Models
Palo Alto, California
Zyphra is excited to release Zamba2-small, a 2.7B state-of-the-art (SOTA) small language model for on-device applications.
Paolo Glorioso, Quentin Anthony, Yury Tokpanov, James Whittington, Jonathan Pilault, Beren Millidge
Zamba2-small Highlights
Zamba2-small (2.7B) achieves SOTA evaluation benchmark performance and superior inference efficiency compared to models of a similar scale such as Gemma2-2.7B (Google), StableLM-3B (StabilityAI), OpenELM-3B (Apple) and Phi2-2.7B (Microsoft).
Architectural improvements over Zamba-7B :
Mamba1 blocks have been replaced with Mamba2 blocks
Instead of a single shared attention block, we utilize two shared attention blocks which are interleaved in an ABAB pattern throughout the network.
We apply a LoRA projector to each shared MLP block, which allows the network to specialize the MLPs at each invocation of the shared layer across depth
Zamba2-small is extremely inference-efficient, achieving 2x faster time-to-first-token, a 27% reduction in memory overhead, and a 1.29x lower generation latency compared to Phi3-3.8B.
We release the model weights open-source (Apache 2.0)
Zamba2-small (2.7B) Efficiency

Zamba2-small maintains the quality of a 3-4B dense transformer while only requiring the inference compute and memory of a 1-2B dense transformer.
Much of our focus on designing hybrid models is to maintain the best of both worlds (the efficiency of SSM/RNN architectures, and the quality of the transformer architecture).

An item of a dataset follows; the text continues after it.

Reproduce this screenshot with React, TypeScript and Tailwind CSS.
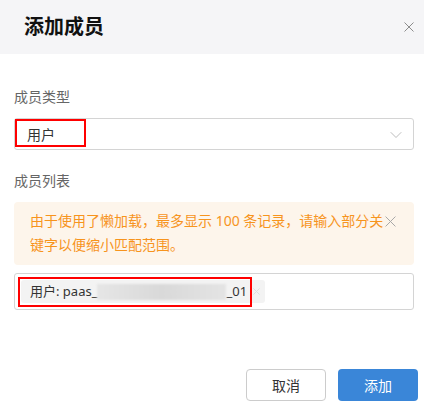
import React from "react";
import { ChevronDown } from "lucide-react";

const font = "font-['Noto_Sans','Noto_Sans_CJK_SC',sans-serif]";

const Cross: React.FC<{ size: number; className?: string }> = ({ size, className }) => (
  <svg width={size} height={size} viewBox="0 0 10 10" className={className} fill="none">
    <path d="M0.5 0.5L9.5 9.5M9.5 0.5L0.5 9.5" stroke="currentColor" strokeWidth={10 / size} />
  </svg>
);

const App: React.FC = () => {
  return (
    <div className={`flex h-[406px] w-[424px] flex-col bg-white ${font}`}>
      <div className="flex h-[54px] shrink-0 items-center justify-between bg-[#f5f5f7] pl-[24px] pr-[10px]">
        <span className="text-[20px] font-bold leading-none text-[#111]">添加成员</span>
        <Cross size={10} className="text-[#8c8c8c]" />
      </div>

      <div className="flex flex-1 flex-col pl-[14px] pr-[10px]">
        <label className="mt-[33px] text-[14px] leading-[20px] text-[#666]">成员类型</label>
        <div className="relative mt-[11px] flex h-[32px] items-center justify-between rounded-[3px] border border-[#d4d4d4] pl-[12px] pr-[7px]">
          <span className="text-[14px] text-[#333]">用户</span>
          <ChevronDown className="mt-[2px] size-[20px] text-[#b0b0b0]" strokeWidth={1} />
          <div className="absolute left-0 top-0 h-[28px] w-[71px] border-2 border-[#ff0000]" />
        </div>

        <label className="mt-[21px] text-[14px] leading-[20px] text-[#666]">成员列表</label>
        <div className="mt-[11px] flex h-[63px] items-start rounded-[4px] bg-[#fdf5eb] pl-[16px] pt-[7px]">
          <p className="w-[355px] text-[14px] leading-[24px] text-[#f7941d]">
            由于使用了懒加载，最多显示 100 条记录，请输入部分关键字以便缩小匹配范围。
          </p>
          <Cross size={11} className="mt-[7px] shrink-0 text-[#a8a8a8]" />
        </div>

        <div className="relative mt-[8px] flex h-[37px] items-center rounded-[3px] border border-[#d4d4d4] px-[6px]">
          <div className="flex h-[23px] w-[244px] items-center rounded-[3px] bg-[#f3f3f3] pl-[9px]">
            <span className="text-[13px] text-[#333]">用户: paas_</span>
            <span className="h-[16px] w-[129px] bg-gradient-to-r from-[#e6e6e6] via-[#d9d9d9] to-[#e4e4e4] blur-[1px]" />
            <span className="text-[13px] text-[#333]">_01</span>
            <Cross size={7} className="ml-[6px] text-[#e0e0e0]" />
          </div>
          <div className="absolute left-[3px] top-[3px] h-[30px] w-[234px] border-2 border-[#ff0000]" />
        </div>

        <div className="mt-[59px] flex justify-end gap-[12px]">
          <button className="h-[32px] w-[80px] rounded-[4px] border border-[#ccc] bg-white text-[14px] text-[#333]">
            取消
          </button>
          <button className="-mr-[4px] h-[32px] w-[80px] rounded-[4px] bg-[#3a86d8] text-[14px] text-white">
            添加
          </button>
        </div>
      </div>
    </div>
  );
};

export default App;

Some of the main contributing factors to Zamba2's benefits over comparable dense transformers are:
Model Quality:
The shared transformer block allows more parameters to be allocated to the Mamba2 backbone. In turn, the shared transformer block preserves the rich cross-sequence dependencies of the attention computation.
Our 3 trillion token pre-training dataset, which is composed of a combination of Zyda and openly-available datasets that are thoroughly filtered and deduplicated.
We have a separate "annealing" pre-training phase, which aggressively decays the learning rate over 100B high-quality tokens.
Inference Efficiency:
Mamba2 blocks are extremely efficient, and have roughly 4 times the throughput of an equal-parameter transformer block.
Mamba blocks only have small hidden states to store and don't require a KV-cache, so we only need to store KV states for the invocations of the shared attention block.
We choose model sizings that are very amenable to parallelization on modern hardware (i.e. multiple streaming multiprocessors on GPUs, multiple cores on CPUs).
Due to these results, we believe Zamba2-2.7B offers a significant improvement over comparable small language models and is especially suited to on-device environments where memory capacity is constrained and inference speed is paramount.
Zamba2- small (2.7B) Evaluations

Zamba2- small (2.7B) Inference Performance



Zamba2- small (2.7B) Architecture

Zamba2-2.7B utilizes and extends our original Zamba hybrid SSM-attention architecture. The core Zamba architecture consists of a backbone of Mamba layers interleaved with one or more shared attention layers (one shared attention in Zamba1, two in Zamba2). This attention has shared weights to minimize the parameter cost of the model. We find that concatenating the original model embeddings to the input to this attention block improves performance, likely due to better maintenance of information across depth. The Zamba2 architecture also applies LoRA projection matrices to the shared MLP to gain some additional expressivity in each block and allow each shared block to specialize slightly to its own unique position while keeping the additional parameter overhead small.
Zamba2-2.7B was pretrained for approximately 3T tokens on a dataset composed of Zyda and open-access pre-training datasets (all aggressively filtered and deduplicated to ensure quality), then annealed on 100B of the highest-quality tokens.
Zamba2-2.7B will be released under an open source license, allowing researchers, developers, and companies to leverage its capabilities. We invite the broader AI community to explore Zamba's unique architecture and continue pushing the boundaries of efficient foundation models. A Huggingface integration is available, and a pure-pytorch implementation is available.
Zyphra's team is committed to democratizing advanced AI systems, exploring novel architectures on the frontier of performance, and advancing the scientific study and understanding of powerful models. We look forward to collaborating with others who share our vision.